HOOPER, C.J., and MADDOX, ALMON, SHORES, HOUSTON, and INGRAM, JJ., concur.

NOTES

[1] See, e.g., Pardue v. State, 661 So. 2d 263 (Ala. Cr.App.1993) (to what extent does the Ex parte Jackson procedure apply to pre-Jackson cases?), rev'd on other grounds, 661 So. 2d 268 (Ala. 1994); Eldridge v. State, 655 So. 2d 1095 (Ala.Cr. App.1994) (confusion over when new trial motion is due); Alderman v. State, 647 So. 2d 28 (Ala.Cr.App.1994) (whether failure to properly follow the Jackson procedure is ineffective assistance of appellate counsel); Ex parte Webb, 656 So. 2d 351 (Ala.1995) (whether a Jackson motion to suspend the running of the time for a new trial motion also suspends the running of the time to file a notice of appeal); Musgrove v. State, 659 So. 2d 229 (Ala.Cr.App.1995) (the implications of a court reporter's failure to give appellate counsel notice of the completion of the record).

[2] See, e.g., Wilson v. State, 659 So. 2d 152 (Ala. Cr.App.1994); Davenport v. State, 653 So. 2d 1006 (Ala.Cr.App.1994); see also H. Maddox, Alabama Rules of Criminal Procedure (2d ed. 1994), Vol. 1, ยง 6.0, p. 239 ("If new counsel is appointed to represent an indigent defendant on appeal, an ineffective assistance of counsel claim must be made on motion for new trial or it is waived.").

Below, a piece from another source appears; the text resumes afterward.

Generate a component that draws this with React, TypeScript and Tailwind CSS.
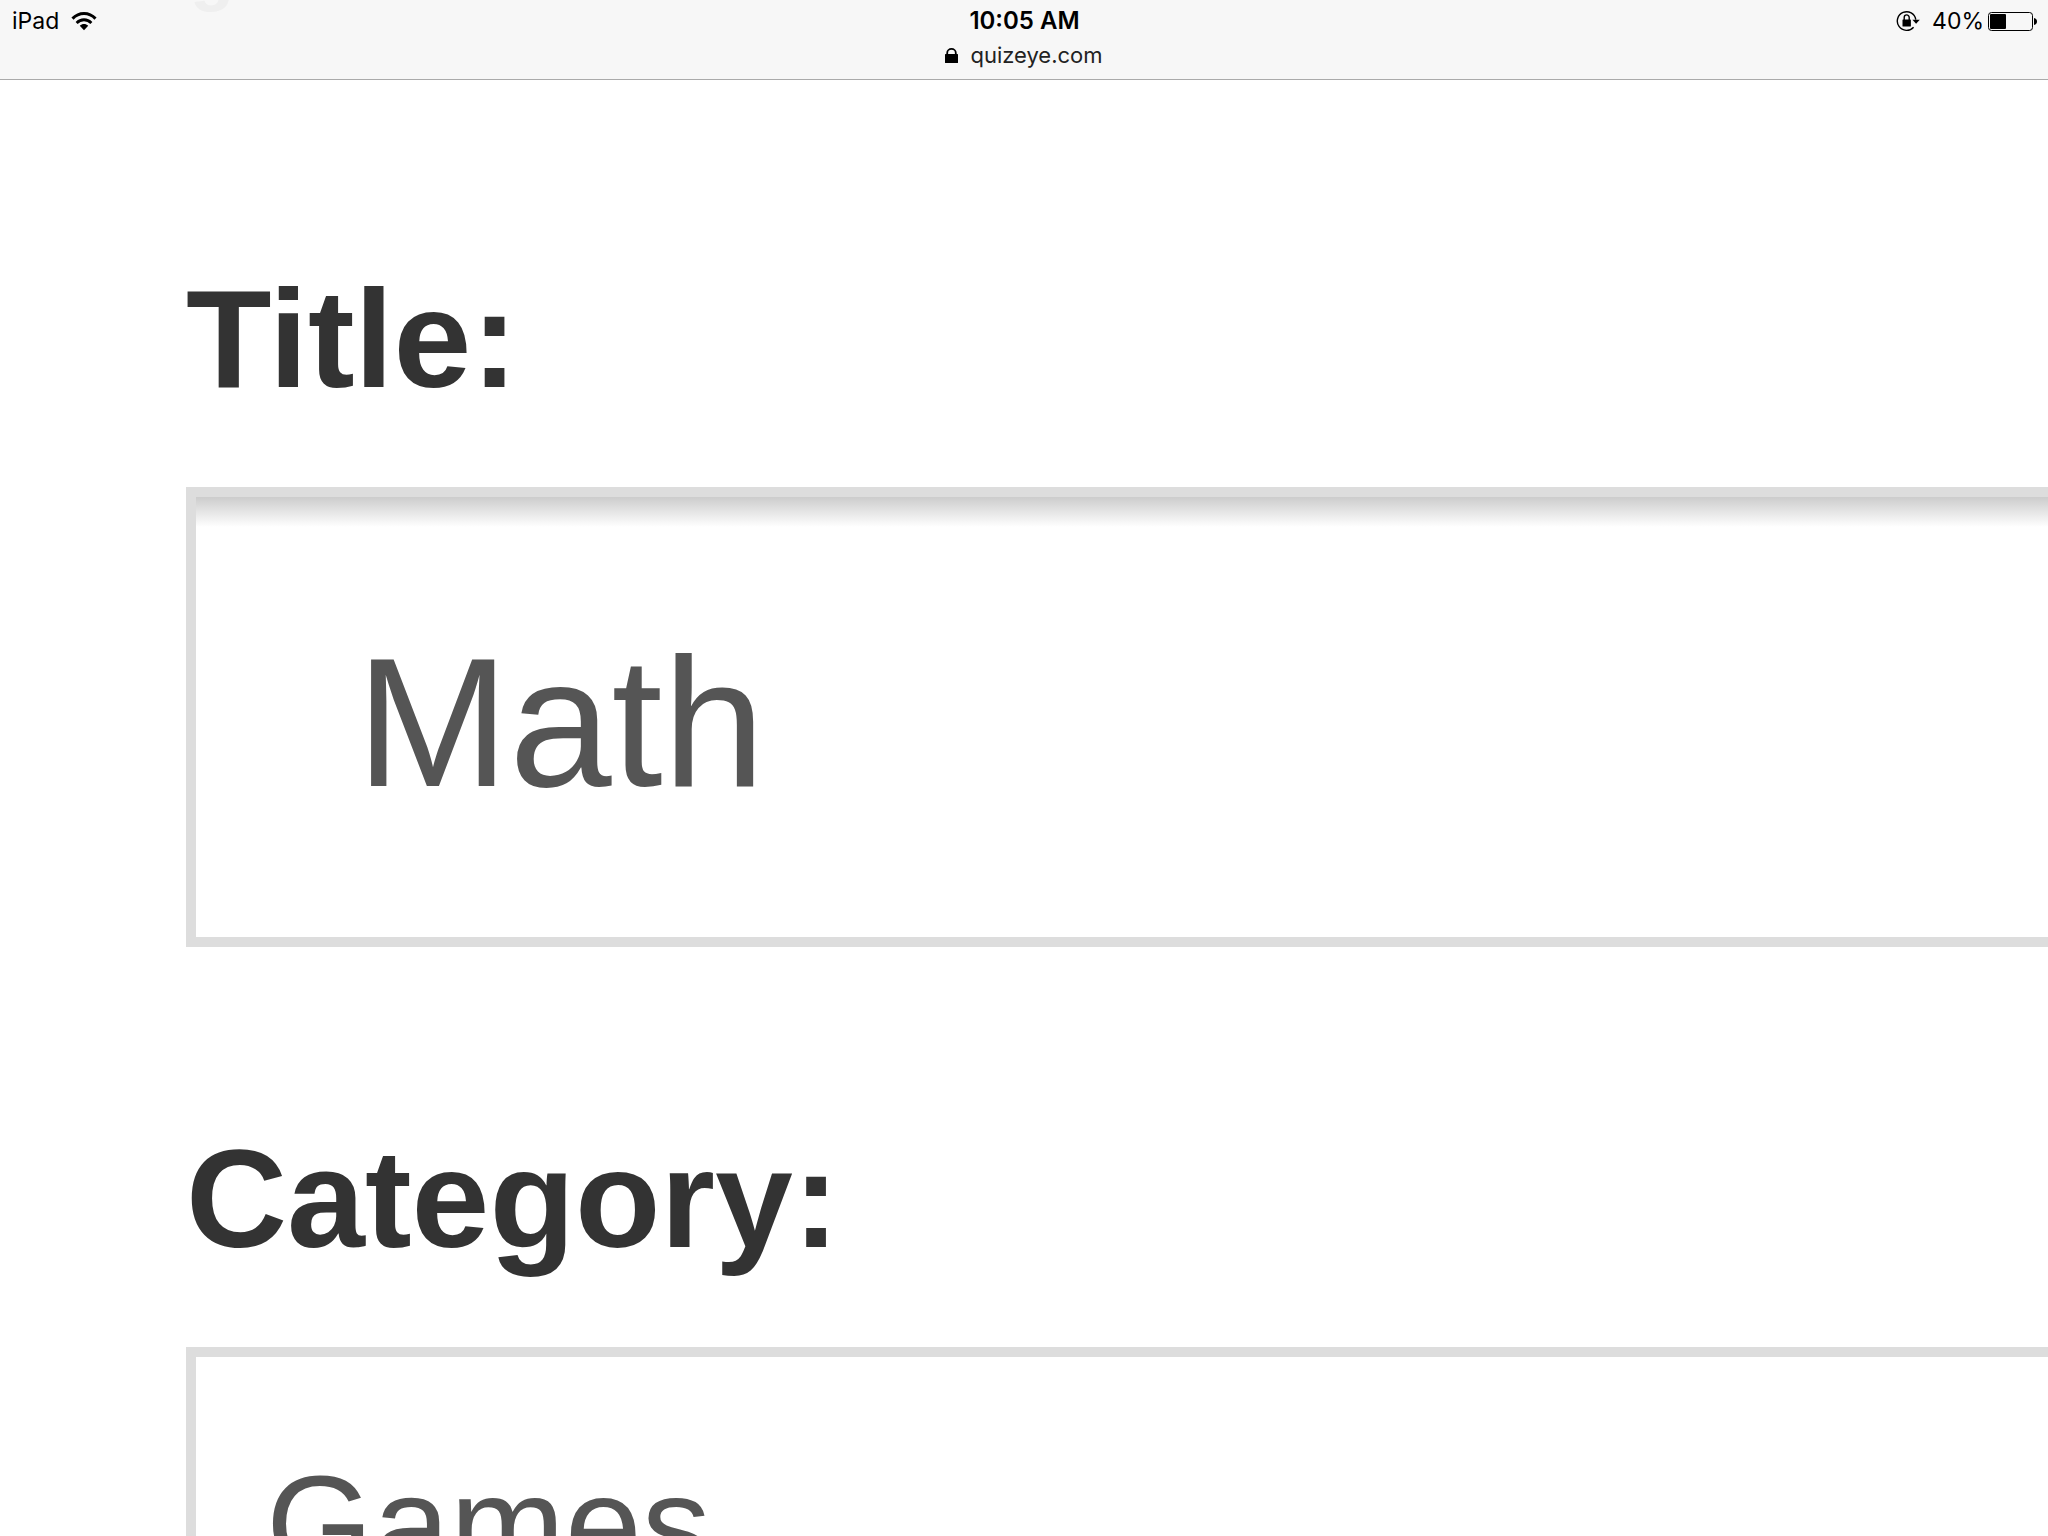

[3] Language in certain cases attempting to apply our holding in Jackson would seem to support, if not mandate, the actions of Ingram's appellate counsel. In Jackson v. State, 650 So. 2d 593 (Ala.Cr.App.1994), the Court of Criminal Appeals stated that "[t]he Alabama Supreme Court in Jackson also held that if an accused is represented by different counsel on appeal than at trial, appellate counsel will be granted more time to raise a claim of ineffective assistance of counsel on direct appeal."